Yes, but I dunno if the device, whoever makes it, will be enough for me, if it doesn’t make the process of reading books in electronic format enjoyable…

(Maybe this means I need to test drive an ebook reader and really use it to see if my perception improves? Hah!)

Penny 18 November 2009

I’m wondering if ebook reading is better when it’s a textbook as opposed to a “pleasure” book? I really need to look into this stuff more.

Perhaps like the song in My Fair Lady you will “grow accustomed to your ebook reader”… 😉

techxplorer 18 November 2009

I’ve started exploring ebooks on my Android powered phone and so far my reaction has been a little lacking in enthusiasm. This isn’t because of the content, far from it Makers by Cory Doctorow is engaging, it’s more the format. I miss the paper feel of a book, not to mention a book is easier to read simply because it is larger and the contrast is better.

Plus I still have a romantic notion about paper books, they just “feel” better.

@Penny, when considering if ebooks are better for textbooks don’t forget the trouble Amazon found itself in when it deleted copies of the book 1984. Especially the copy a teen was using for study. Do you really want all your notes to be at risk from deletion?

ebooks may be nice, and I’m still deciding, but i think in the end their going to be for niche uses until they come with the security and lack of DRM that the paper version do.

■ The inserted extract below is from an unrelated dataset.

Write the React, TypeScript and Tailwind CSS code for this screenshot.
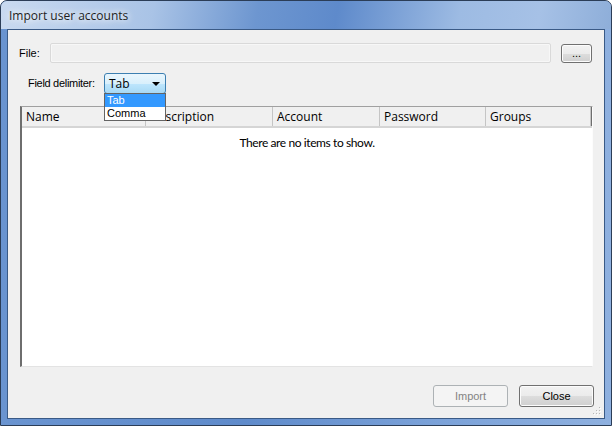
import React from 'react';

const tahoma = { fontFamily: '"Liberation Sans", Arial, sans-serif' };
const segoe = { fontFamily: '"Open Sans", "Noto Sans", sans-serif' };
const segoeNarrow = { fontFamily: 'Lato, "Open Sans", sans-serif' };

const columns = [
  { label: 'Name', width: 'w-[124px]' },
  { label: 'Description', width: 'w-[127px]' },
  { label: 'Account', width: 'w-[107px]' },
  { label: 'Password', width: 'w-[106px]' },
  { label: 'Groups', width: 'flex-1' },
];

function Win7Button({ label, disabled, className }: { label: string; disabled?: boolean; className: string }) {
  return (
    <button
      disabled={disabled}
      style={tahoma}
      className={`${className} flex items-center justify-center rounded-[3px] border text-[11px] ${
        disabled
          ? 'border-[#adb2b5] bg-[#f4f4f4] text-[#838383]'
          : 'border-[#707070] bg-[linear-gradient(#f2f2f2_0%,#ebebeb_50%,#dddddd_51%,#cfcfcf_100%)] text-black shadow-[inset_0_0_0_1px_#fcfcfc]'
      }`}
    >
      {label}
    </button>
  );
}

export default function App() {
  return (
    <div className="relative flex h-[426px] w-[612px] flex-col overflow-hidden rounded-t-[7px] border border-[#2b3d57] bg-[linear-gradient(90deg,#6a94d0_0%,#5f8bcb_40%,#7aa1d8_70%,#8eb0df_100%)] px-[6px] pb-[6px]">
      {/* Title bar */}
      <div className="relative -mx-[6px] flex h-[28px] items-center bg-[linear-gradient(100deg,#c9daf0_0%,#a9c3e6_25%,#6d96d0_42%,#5e8acb_55%,#9dbbe3_75%,#a6c1e6_88%,#8eaed9_100%)] px-[8px]">
        <span
          style={segoe}
          className="pt-[1px] text-[12px] text-[#1e1e1e] [text-shadow:0_0_6px_#ffffff,0_0_10px_#ffffff]"
        >
          Import user accounts
        </span>
      </div>

      {/* Client area */}
      <div className="relative flex flex-1 flex-col border border-[#3a5a86] bg-[#f0f0f0]">
        {/* File row */}
        <div className="mt-[13px] flex items-center pl-[11px]">
          <span style={tahoma} className="w-[31px] text-[11px] text-black">
            File:
          </span>
          <div className="h-[20px] w-[501px] rounded-[2px] border border-[#d9d9d9] bg-[#f0f0f0] shadow-[inset_0_0_0_1px_#f7f7f7]" />
          <Win7Button label="..." className="ml-[10px] h-[19px] w-[31px] leading-[10px]" />
        </div>

        {/* Delimiter row */}
        <div className="mt-[10px] flex items-center pl-[20px]">
          <span style={tahoma} className="w-[76px] text-[11px] tracking-[-0.3px] text-black">
            Field delimiter:
          </span>
          <div className="relative">
            <div className="flex h-[21px] w-[62px] items-center justify-between rounded-[3px] border border-[#3c7fb1] bg-[linear-gradient(#eaf6fd_0%,#d9f0fc_50%,#bee6fd_51%,#a7d9f5_100%)] pl-[4px] pr-[5px]">
              <span style={segoe} className="text-[12px] text-black">
                Tab
              </span>
              <svg width="8" height="4" viewBox="0 0 8 4">
                <path d="M0 0 H8 L4 4 Z" fill="#000" />
              </svg>
            </div>
            {/* Open dropdown list */}
            <div
              style={tahoma}
              className="absolute left-0 top-[20px] z-10 flex w-[62px] flex-col border border-[#646464] bg-white text-[11px]"
            >
              <div className="h-[13px] bg-[#3399ff] pl-[2px] leading-[13px] text-white">Tab</div>
              <div className="h-[13px] pl-[2px] leading-[13px] text-black">Comma</div>
            </div>
          </div>
        </div>

        {/* List view */}
        <div className="ml-[12px] mt-[12px] flex h-[261px] w-[573px] flex-col border-b border-l-2 border-r border-t border-b-[#e3e3e3] border-l-[#6e6e6e] border-r-[#fcfcfc] border-t-[#a0a0a0] bg-white">
          <div className="flex h-[21px] border-b-2 border-[#d5d5d5] bg-[#f0f0f0]">
            {columns.map((c) => (
              <div
                key={c.label}
                style={segoe}
                className={`${c.width} flex items-center border-r border-[#c5c5c5] pl-[4px] text-[12px] text-black`}
              >
                {c.label}
              </div>
            ))}
            <div className="w-[1px] bg-[#6e6e6e]" />
          </div>
          <div style={segoeNarrow} className="mt-[6px] text-center text-[12px] tracking-[-0.4px] text-black">
            There are no items to show.
          </div>
        </div>

        {/* Buttons */}
        <div className="mt-[18px] flex justify-end gap-[11px] pr-[10px]">
          <Win7Button label="Import" disabled className="h-[22px] w-[75px]" />
          <Win7Button label="Close" className="h-[22px] w-[75px]" />
        </div>

        {/* Size grip */}
        <svg className="absolute bottom-[2px] right-[2px]" width="10" height="10" viewBox="0 0 10 10">
          {[
            [8, 2],
            [8, 5],
            [5, 5],
            [8, 8],
            [5, 8],
            [2, 8],
          ].map(([x, y]) => (
            <g key={`${x}-${y}`}>
              <rect x={x} y={y} width="1" height="1" fill="#fff" />
              <rect x={x - 1} y={y - 1} width="1" height="1" fill="#b8b8b8" />
            </g>
          ))}
        </svg>
      </div>
    </div>
  );
}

genevieve 27 November 2009

When you think about it – we read books from the time we are very small and become inured to turning pages, navigating easily. (And how on earth we’re going to replicate that for children without paper, i don’t know.)
And now we’re supposed to do without that, and to spend all our time with screens. I’m not surprised by reluctance to do that, even though I’ve always been a sook about carrying lots of books around.